Call any sensory input you wish you didn’t have to deal with “noise”. Noise is a problem, one that, like most problems, has at least two solutions; and one of those solutions is dumb.
You don’t want to go walking down the street blindfolded in earplugs hoping for a quiet sensory experience. You’ll get run over, or you’ll walk right by Björk in the West Village and nearly not notice. (This has happened to me.) (Not the getting run over bit. The bit with Björk.)
You don’t want to dull your senses. They get duller all by themselves with age, thanks very much.
Instead you want to be very careful about which parts of your sensory experience you attend to. You can ignore, for instance, most of what’s on the internet. You can also ignore most of what my little brother says, you can ignore W.M. Akers altogether, and you can ignore the ConEd machinery cutting up the road outside my apartment.

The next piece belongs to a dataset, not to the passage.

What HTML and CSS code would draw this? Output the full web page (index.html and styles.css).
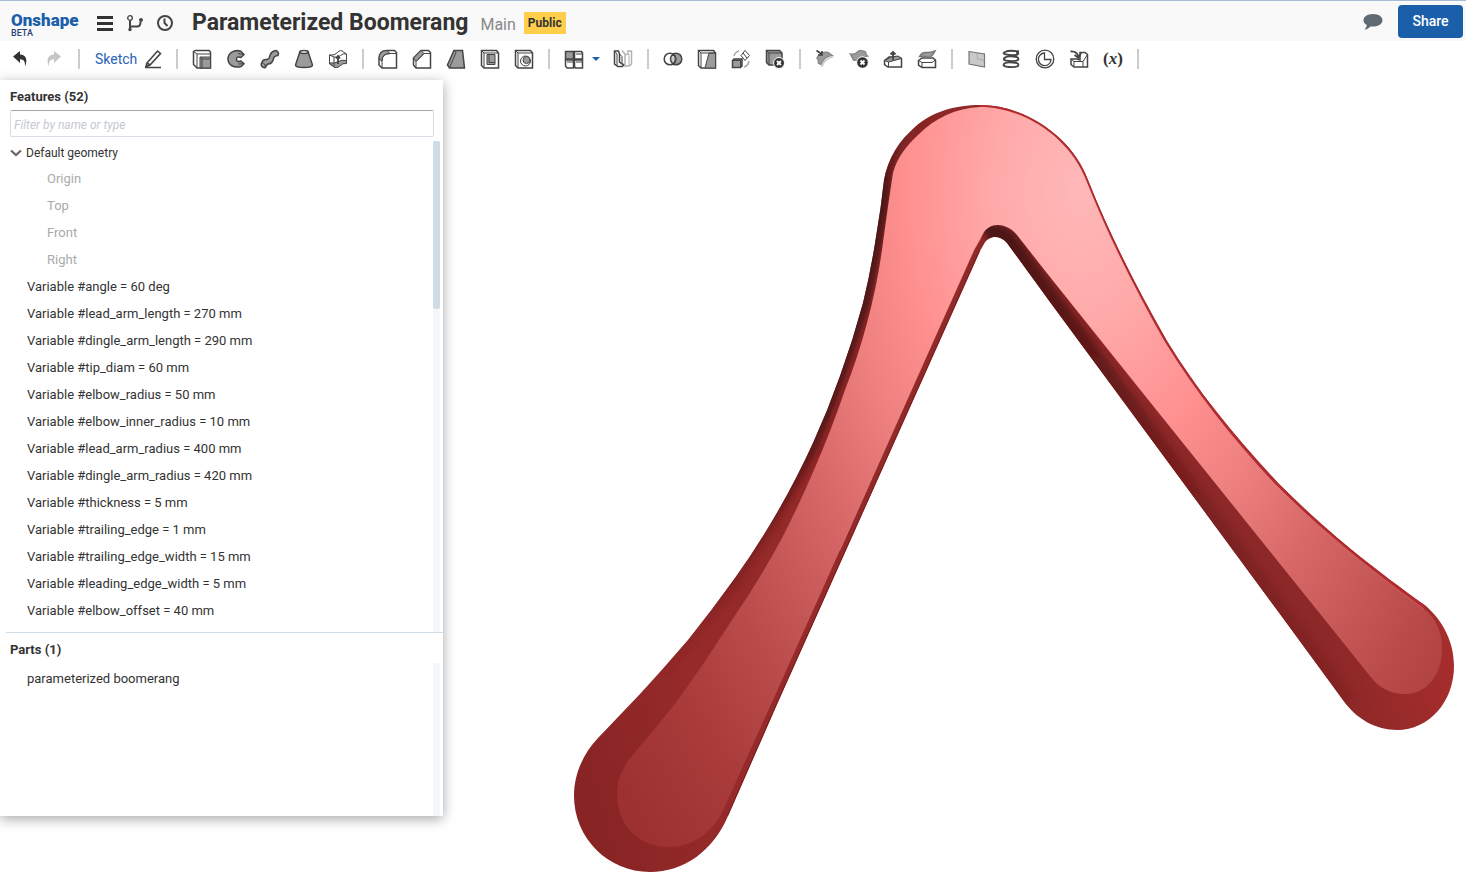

At least, you could if it weren’t so loud and irregular and awful.
You could, I suppose, get all worked up about stuff like this and demand everyone cease their noisemaking, but you almost always lose these fights, not least because the people you’re fighting with can’t hear you. Practice ignoring; see how it feels.
TV news? Gone. “Networking”, in the sense that involves being nice to people you don’t like so they might give you something you probably don’t really want anyway? Gone. Street canvassers? Gone. (I gave up on street canvassers when one from Greenpeace tried to convince me that folks like me are “literally the backbone” of their organization.)
Careful, though, that you don’t ignore the good stuff. I considered lumping untruths with Greenpeace canvassers and TV news, on the grounds that untrue sentences can’t help but be noisy.
But here are two stories, one true, one false. I leave it to you to decide which is noisier. (And, while you’re at it, which is true.)
Today I had lunch with a friend I hadn’t seen in too long, worked, then played in a small park with another friend I hadn’t seen in not-quite-but-almost-too long. In the park you can get from the bodega to the edge of the asphalt in just four steps. Well, I can do it in four steps. It took my friend five.
Today I bought four umbrellas and opened them over a subway grate. The next train to pass brought a pressure wave with it, which carried me fifteen stories into the air. I floated haphazardly down toward my favorite street vendor and, on landing, ordered coffee and an egg sandwich, which he insisted on giving to me for free since I was his only customer today to fly into line.